AI-based fault detection: Machine learning analyses SCADA data to detect anomalies and predict failures before they occur. Allows scheduled rather than emergency response.
Robotic cleaning: Automated cleaners for utility-scale plants reduce water consumption and improve cleaning consistency.
Mobile maintenance apps: Field technicians use mobile applications to access plant data, log work, and update systems in real-time.
Predictive maintenance: Combines SCADA, drone data, and AI to predict component failures based on early-warning signals.
These tools reduce O&M cost per MW and improve plant performance simultaneously.
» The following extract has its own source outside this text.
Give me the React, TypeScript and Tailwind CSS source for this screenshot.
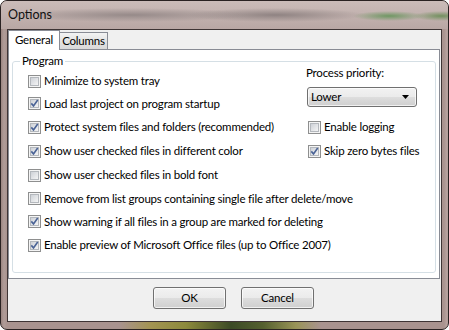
import React from "react";

function Check({ checked }: { checked: boolean }) {
  return (
    <svg width="13" height="13" viewBox="0 0 13 13" className="shrink-0">
      <defs>
        <linearGradient id="cbg" x1="0" y1="0" x2="1" y2="1">
          <stop offset="0" stopColor="#cbcfd5" />
          <stop offset="1" stopColor="#f7f7f7" />
        </linearGradient>
      </defs>
      <rect x="0.5" y="0.5" width="12" height="12" fill="#f4f4f4" stroke="#8e8f8f" />
      <rect x="2.5" y="2.5" width="8" height="8" fill="url(#cbg)" stroke="#b4b8bd" />
      {checked && (
        <path d="M3.3 6.4 L5.5 8.9 L9.7 3" fill="none" stroke="#4a6396" strokeWidth="1.6" strokeLinejoin="miter" />
      )}
    </svg>
  );
}

function Row({ label, checked, h }: { label: string; checked: boolean; h: string }) {
  return (
    <div className={`flex items-center gap-[3px] ${h}`}>
      <Check checked={checked} />
      <span className="whitespace-nowrap">{label}</span>
    </div>
  );
}

const btn =
  "w-[73px] h-[22px] rounded-[3px] border border-[#707070] bg-[linear-gradient(180deg,#f2f2f2,#ebebeb_48%,#dddddd_52%,#cfcfcf)] shadow-[inset_0_0_0_1px_rgba(255,255,255,0.7)]";

export default function App() {
  return (
    <div
      className="w-[449px] h-[330px] flex flex-col border border-[#2a2222] rounded-[7px] overflow-hidden text-[11.5px] tracking-[-0.2px] leading-[14px] text-black bg-[linear-gradient(90deg,#9b8581_0px,#b09c98_3px,#a9938f_6px,#a9938f_443px,#b8a4a0_446px,#9b8581_449px)]"
      style={{ fontFamily: 'Lato, "Liberation Sans", sans-serif' }}
    >
      {/* title bar */}
      <div className="h-[28px] shrink-0 flex items-center pl-[7px] bg-[radial-gradient(36px_5px_at_388px_15px,#6f9763,transparent),radial-gradient(28px_5px_at_440px_15px,#72905f,transparent),radial-gradient(120px_7px_at_130px_14px,#968a89,transparent),radial-gradient(90px_7px_at_275px_14px,#8f8382,transparent),linear-gradient(180deg,#cbbcb9,#b9a7a4)]">
        <span className="text-[12.5px] tracking-normal text-[#111]">Options</span>
      </div>

      {/* client area */}
      <div className="mx-[6px] h-[293px] shrink-0 border border-[#3e3434] bg-[#f0f0f0] flex flex-col">
        {/* tabs */}
        <div className="flex h-[19px] items-start">
          <div className="relative z-10 h-[20px] w-[52px] border border-b-0 border-[#898c95] bg-white flex items-center justify-center pb-[1px]">
            General
          </div>
          <div className="mt-[2px] h-[17px] w-[49px] -ml-[1px] border border-b-0 border-[#898c95] bg-[linear-gradient(180deg,#f3f3f3,#e3e3e3_50%,#d9d9d9)] flex items-center justify-center">
            Columns
          </div>
        </div>

        {/* panel */}
        <div className="h-[230px] mr-[1px] border border-[#898c95] bg-white pt-[6px] px-[3px]">
          <fieldset className="h-[217px] border border-[#d5dfe5] rounded-[3px] p-0 m-0">
            <legend className="ml-[7px] px-[2px] leading-[10px] h-[10px]">Program</legend>
            <div className="flex">
              <div className="w-[293px] pl-[15px] pt-[4px] flex flex-col">
                <Row label="Minimize to system tray" checked={false} h="h-[22px]" />
                <Row label="Load last project on program startup" checked h="h-[23px]" />
                <Row label="Protect system files and folders (recommended)" checked h="h-[24px]" />
                <Row label="Show user checked files in different color" checked h="h-[24px]" />
              </div>
              <div className="flex flex-col">
                <div className="h-[14px] leading-[14px]">Process priority:</div>
                <div className="ml-[1px] mt-[7px] w-[110px] h-[20px] rounded-[3px] border border-[#707070] bg-[linear-gradient(180deg,#f2f2f2,#ebebeb_48%,#dddddd_52%,#cfcfcf)] shadow-[inset_0_0_0_1px_rgba(255,255,255,0.7)] flex items-center pl-[3px] pr-[7px]">
                  <span className="flex-1">Lower</span>
                  <svg width="7" height="4" viewBox="0 0 7 4">
                    <path d="M0 0 H7 L3.5 4 Z" fill="#000" />
                  </svg>
                </div>
                <div className="mt-[8px] pl-[2px]">
                  <Row label="Enable logging" checked={false} h="h-[24px]" />
                  <Row label="Skip zero bytes files" checked h="h-[24px]" />
                </div>
              </div>
            </div>
            <div className="pl-[15px] flex flex-col">
              <Row label="Show user checked files in bold font" checked={false} h="h-[24px]" />
              <Row label="Remove from list groups containing single file after delete/move" checked={false} h="h-[23px]" />
              <Row label="Show warning if all files in a group are marked for deleting" checked h="h-[23px]" />
              <Row label="Enable preview of Microsoft Office files (up to Office 2007)" checked h="h-[24px]" />
            </div>
          </fieldset>
        </div>

        {/* buttons */}
        <div className="flex gap-[15px] pl-[145px] mt-[8px]">
          <button className={btn}>OK</button>
          <button className={btn}>Cancel</button>
        </div>
      </div>

      {/* bottom frame */}
      <div className="flex-1 bg-[linear-gradient(90deg,transparent_0px,transparent_118px,#a39452_150px,#8d8a3c_185px,#3c4a26_230px,#55602f_262px,#9a9458_295px,transparent_320px)]" />
    </div>
  );
}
Comprehensive vs basic O&M scope
| Activity | Basic O&M | Comprehensive O&M |
|---|---|---|
| Monitoring | Daily check | 24/7 SCADA |
| Cleaning | Bi-annual | Quarterly to monthly |
| Inverter maintenance | Annual | Quarterly |
| Drone inspection | None | Annual |
| Fault response time | 24 to 72 hours | 1 to 4 hours |
| Performance reporting | Annual | Monthly |
| Spare parts | Limited | Stocked on-site |
| Warranty management | Owner responsibility | Operator responsibility |
| Performance guarantee | None | Yes |
| Bonus/penalty | No | Yes |
Cost difference between basic and comprehensive is typically 30% to 50% per MW per year. Most utility-scale plants choose comprehensive; smaller commercial may choose basic.
Common O&M mistakes
Selecting O&M based on lowest cost alone. The hidden cost of poor performance often exceeds the savings.
Skipping spare parts inventory. Long restoration times caused by waiting for replacement parts hurt revenue.
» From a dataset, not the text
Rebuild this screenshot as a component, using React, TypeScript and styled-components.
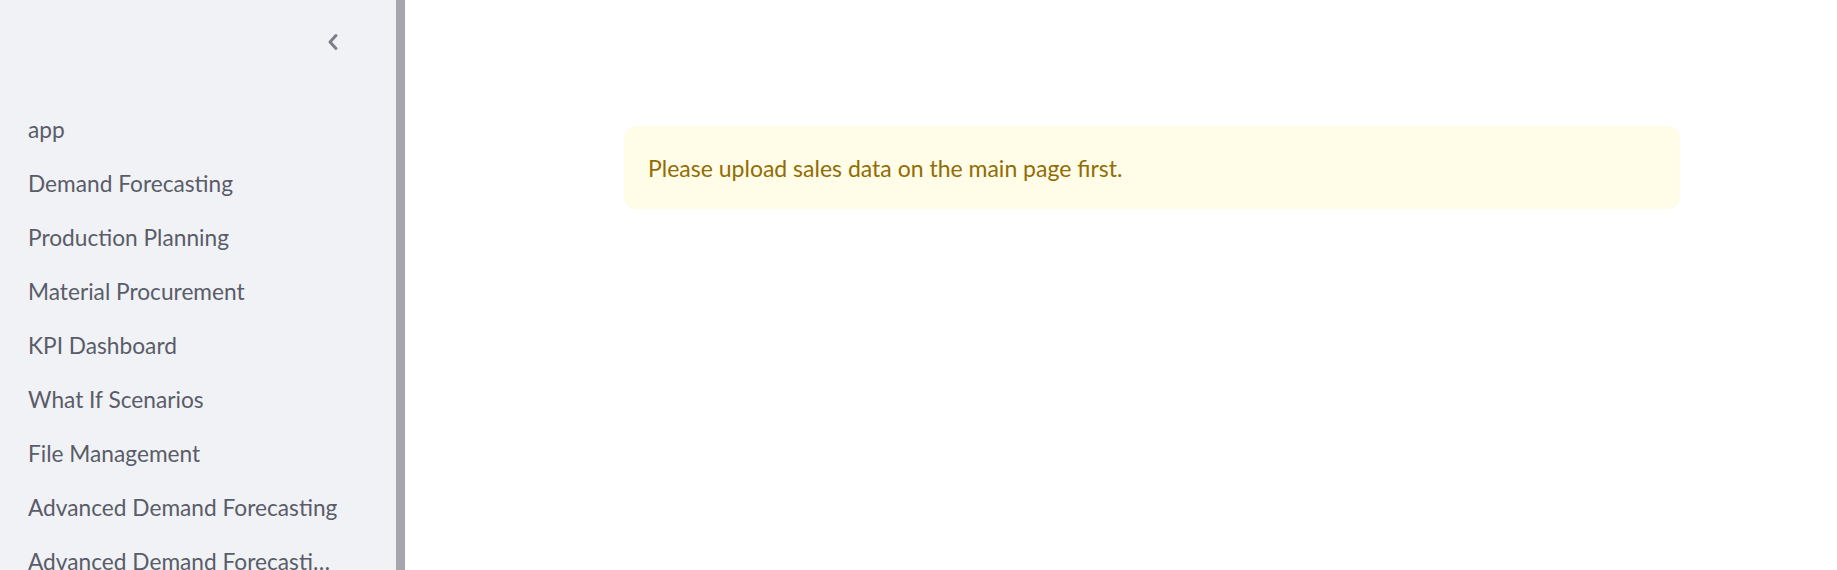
import React from "react";
import styled, { createGlobalStyle } from "styled-components";

const GlobalStyle = createGlobalStyle`
  html, body {
    margin: 0;
    padding: 0;
    height: 100%;
    overflow: hidden;
    background: #ffffff;
    font-family: Lato, "Noto Sans", "Liberation Sans", sans-serif;
  }
  #root { height: 100%; }
`;

const Shell = styled.div`
  display: flex;
  height: 570px;
  width: 100%;
  overflow: hidden;
`;

const Sidebar = styled.aside`
  display: flex;
  flex-direction: row;
  width: 405px;
  flex: 0 0 405px;
  background: #f0f2f6;
`;

const SidebarContent = styled.div`
  flex: 1;
  display: flex;
  flex-direction: column;
  min-width: 0;
  overflow: hidden;
`;

const ScrollThumb = styled.div`
  width: 9px;
  flex: 0 0 9px;
  background: #a5a6ae;
`;

const SidebarHeader = styled.div`
  height: 102px;
  flex: 0 0 102px;
  display: flex;
  align-items: flex-start;
  justify-content: flex-end;
  padding: 31px 52px 0 0;
  box-sizing: border-box;
`;

const CollapseButton = styled.button`
  border: none;
  background: transparent;
  padding: 0;
  width: 22px;
  height: 22px;
  display: flex;
  align-items: center;
  justify-content: center;
  cursor: pointer;
  color: #7c7e88;
`;

const NavList = styled.ul`
  list-style: none;
  margin: 0;
  padding: 0 57px 0 28px;
  display: flex;
  flex-direction: column;
`;

const NavItem = styled.li`
  height: 54px;
  display: flex;
  align-items: center;
  flex: 0 0 54px;
`;

const NavLabel = styled.span`
  font-size: 22.7px;
  color: #5a5c68;
  white-space: nowrap;
  overflow: hidden;
  text-overflow: ellipsis;
  max-width: 100%;
`;

const Main = styled.main`
  flex: 1;
  padding: 126px 157px 0 219px;
  box-sizing: border-box;
`;

const Alert = styled.div`
  background: #fffce7;
  border-radius: 12px;
  height: 83px;
  display: flex;
  align-items: center;
  padding: 0 24px;
  box-sizing: border-box;
`;

const AlertText = styled.p`
  margin: 0;
  font-size: 23px;
  color: #926c05;
`;

const pages = [
  "app",
  "Demand Forecasting",
  "Production Planning",
  "Material Procurement",
  "KPI Dashboard",
  "What If Scenarios",
  "File Management",
  "Advanced Demand Forecasting",
  "Advanced Demand Forecasting Pro",
];

export default function App() {
  return (
    <>
      <GlobalStyle />
      <Shell>
        <Sidebar>
          <SidebarContent>
            <SidebarHeader>
              <CollapseButton aria-label="Collapse sidebar">
                <svg width="14" height="20" viewBox="0 0 14 20" fill="none">
                  <path
                    d="M10 3.5 L4 10 L10 16.5"
                    stroke="currentColor"
                    strokeWidth="3"
                    strokeLinecap="round"
                    strokeLinejoin="round"
                  />
                </svg>
              </CollapseButton>
            </SidebarHeader>
            <NavList>
              {pages.map((p) => (
                <NavItem key={p}>
                  <NavLabel>{p}</NavLabel>
                </NavItem>
              ))}
            </NavList>
          </SidebarContent>
          <ScrollThumb />
        </Sidebar>
        <Main>
          <Alert>
            <AlertText>Please upload sales data on the main page first.</AlertText>
          </Alert>
        </Main>
      </Shell>
    </>
  );
}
Ignoring preventive maintenance for short-term cost savings. Increases corrective maintenance and component failures.
Mixing O&M and EPC contractors. The handover from EPC to O&M is risky; the same contractor through both phases is often better.
Underestimating cleaning. Soiling is the most controllable performance loss.
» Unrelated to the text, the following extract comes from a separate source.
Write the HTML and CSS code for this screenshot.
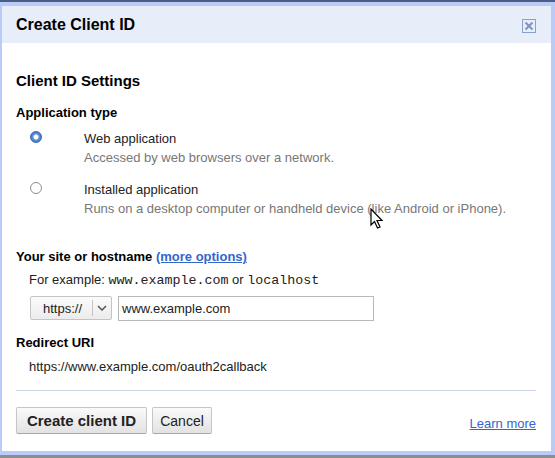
FILE: index.html
```html
<!DOCTYPE html>
<html>
<head>
<meta charset="utf-8">
<link rel="stylesheet" href="styles.css">
</head>
<body>
<div class="frame">
  <div class="dialog">
    <div class="header">
      <span class="title">Create Client ID</span>
      <span class="close" aria-label="Close">
        <svg width="14" height="14" viewBox="0 0 14 14"><rect x="0.5" y="0.5" width="13" height="13" fill="none" stroke="#8aa0c4"/><path d="M3.5 3.5 L10.5 10.5 M10.5 3.5 L3.5 10.5" stroke="#7d95bb" stroke-width="2"/></svg>
      </span>
    </div>
    <div class="content">
      <h2 class="section">Client ID Settings</h2>
      <h3 class="label">Application type</h3>
      <div class="option">
        <span class="radio checked"></span>
        <div class="opt-text">
          <div class="opt-title">Web application</div>
          <div class="opt-desc">Accessed by web browsers over a network.</div>
        </div>
      </div>
      <div class="option second">
        <span class="radio"></span>
        <div class="opt-text">
          <div class="opt-title">Installed application</div>
          <div class="opt-desc">Runs on a desktop computer or handheld device (like Android or iPhone).</div>
        </div>
      </div>
      <h3 class="label site">Your site or hostname <a class="more" href="#">(more options)</a></h3>
      <div class="example">For example: <code>www.example.com</code> or <code>localhost</code></div>
      <div class="host-row">
        <div class="select"><span class="sel-text">https://</span><span class="sel-arrow"><svg width="10" height="6" viewBox="0 0 10 6"><path d="M1 1 L5 5 L9 1" fill="none" stroke="#555" stroke-width="1.5"/></svg></span></div>
        <div class="input">www.example.com</div>
      </div>
      <h3 class="label redirect">Redirect URI</h3>
      <div class="uri">https://www.example.com/oauth2callback</div>
      <div class="rule"></div>
      <div class="actions">
        <button class="btn primary">Create client ID</button>
        <button class="btn cancel">Cancel</button>
        <a class="learn" href="#">Learn more</a>
      </div>
    </div>
  </div>
  <div class="bottom-line"></div>
  <svg class="cursor" width="14" height="22" viewBox="0 0 14 22"><path d="M1 1 L1 17 L4.5 13.5 L7.5 20 L10 19 L7 12.5 L12 12.5 Z" fill="#fff" stroke="#000" stroke-width="1.2" stroke-linejoin="miter"/></svg>
</div>
</body>
</html>
```

FILE: styles.css
```css
* { box-sizing: border-box; }
html, body { margin: 0; padding: 0; }
body {
  width: 555px;
  height: 458px;
  overflow: hidden;
  font-family: "Liberation Sans", Arial, sans-serif;
  color: #222;
  background: #fff;
}
.frame {
  position: relative;
  border-top: 2px solid #4b5d82;
}
.dialog {
  border: 4px solid #b9cbf8;
  border-left-width: 2px;
  height: 453px;
  display: flex;
  flex-direction: column;
}
.bottom-line {
  height: 3px;
  background: #8d8d8d;
}
.header {
  height: 37px;
  background: #e8eef9;
  display: flex;
  align-items: center;
  justify-content: space-between;
  padding: 0 15px 0 14px;
}
.title {
  font-size: 16px;
  font-weight: bold;
  color: #000;
}
.close {
  display: flex;
  width: 14px;
  height: 14px;
  margin-top: 2px;
}
.content {
  flex: 1;
  padding: 29px 15px 0 14px;
}
.section {
  margin: 0;
  font-size: 15px;
  line-height: 17px;
  font-weight: bold;
  color: #000;
}
.label {
  margin: 16px 0 0;
  font-size: 13px;
  line-height: 16px;
  font-weight: bold;
  color: #000;
}
.option {
  display: flex;
  margin: 9px 0 0 14px;
}
.option.second { margin-top: 15px; }
.radio {
  width: 12px;
  height: 12px;
  border-radius: 50%;
  border: 1px solid #8e8e8e;
  background: #fff;
  margin-top: 1px;
  flex: none;
}
.radio.checked {
  border-color: #3d6cb3;
  background: radial-gradient(circle, #fff 0 2px, #5b8fd6 3px 4px, #3f6eb5 5px);
}
.opt-text { margin-left: 42px; }
.opt-title {
  font-size: 13px;
  line-height: 18px;
  color: #222;
}
.opt-desc {
  font-size: 13px;
  line-height: 16px;
  margin-top: 2px;
  color: #777;
}
.label.site { margin-top: 32px; }
.more {
  color: #3366cc;
  text-decoration: underline;
}
.example {
  margin: 7px 0 0 13px;
  font-size: 13px;
  line-height: 16px;
  color: #222;
}
.example code {
  font-family: "Liberation Mono", "Courier New", monospace;
  font-size: 13.33px;
}
.host-row {
  display: flex;
  align-items: flex-start;
  gap: 6px;
  margin: 7px 0 0 14px;
}
.select {
  width: 82px;
  height: 24px;
  border: 1px solid #c4c4c4;
  border-radius: 2px;
  background: linear-gradient(#fbfbfb, #ececec);
  display: flex;
  align-items: center;
  font-size: 13px;
  color: #222;
}
.sel-text {
  flex: 1;
  padding-left: 12px;
}
.sel-arrow {
  width: 19px;
  height: 16px;
  border-left: 1px solid #c4c4c4;
  display: flex;
  align-items: center;
  justify-content: center;
}
.input {
  width: 256px;
  height: 25px;
  border: 1px solid #b9b9b9;
  padding: 0 3px;
  font-size: 13px;
  line-height: 23px;
  color: #222;
}
.label.redirect { margin-top: 14px; }
.uri {
  margin: 8px 0 0 13px;
  font-size: 13px;
  line-height: 16px;
  color: #222;
}
.rule {
  height: 1px;
  background: #ccd6ea;
  margin-top: 15px;
}
.actions {
  display: flex;
  align-items: flex-start;
  gap: 5px;
  margin-top: 16px;
}
.btn {
  height: 27px;
  padding: 0;
  font-family: "Liberation Sans", Arial, sans-serif;
  font-size: 14px;
  color: #222;
  border: 1px solid #c6c6c6;
  border-bottom-color: #a8a8a8;
  border-radius: 2px;
  background: linear-gradient(#fafafa, #e2e2e2);
}
.btn.primary {
  font-weight: bold;
  width: 131px;
  font-size: 15px;
}
.btn.cancel { width: 60px; }
.learn {
  margin-left: auto;
  margin-top: 9px;
  font-size: 13px;
  color: #3366cc;
  text-decoration: underline;
}
.cursor {
  position: absolute;
  left: 370px;
  top: 206px;
}
```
Not maintaining records. Future warranty claims and tax audits require thorough documentation.
Best practices
For new plants, contract O&M with the EPC contractor or with a specialist who has long operational track record.
For O&M contracts, include performance guarantees (availability and PR) with bonus/penalty mechanisms.
For cleaning, target quarterly minimum with monthly in dry seasons. Use robotic cleaners for utility-scale where economical.
For monitoring, invest in robust SCADA from the start.
For spare parts, maintain on-site inventory of critical components.
For documentation, maintain detailed logs of all activities, faults, and warranty claims.
For continuous improvement, conduct annual O&M reviews and adjust schedules based on findings.
Standards and references
O&M practices follow IEC 62446 (PV system inspection and testing), IEC 61724 (performance monitoring), and industry best practice guides. MNRE has issued guidelines for solar plant O&M. International references include IEA PVPS Task 13 reports.
Related glossary terms
- AMC
- SCADA in Solar
- Performance Ratio
- Availability Factor
- Soiling Loss
- Shading Loss
- Solar Panel Degradation
- Comprehensive vs Non-Comprehensive AMC
Key takeaways
O&M (Operations and Maintenance) covers all activities required to keep a solar plant generating at expected performance for its 25-year operating life. Indian utility-scale O&M typically costs Rs 4 to Rs 8 lakh per MW per year; rooftop O&M is Rs 200 to Rs 500 per kW per year. Comprehensive O&M includes preventive maintenance, corrective maintenance, monitoring, cleaning, vegetation management, security, performance reporting, and warranty management. Modern O&M increasingly uses drones, AI-based fault detection, and robotic cleaning to improve efficiency. Performance-based O&M contracts align operator incentives with plant owner returns.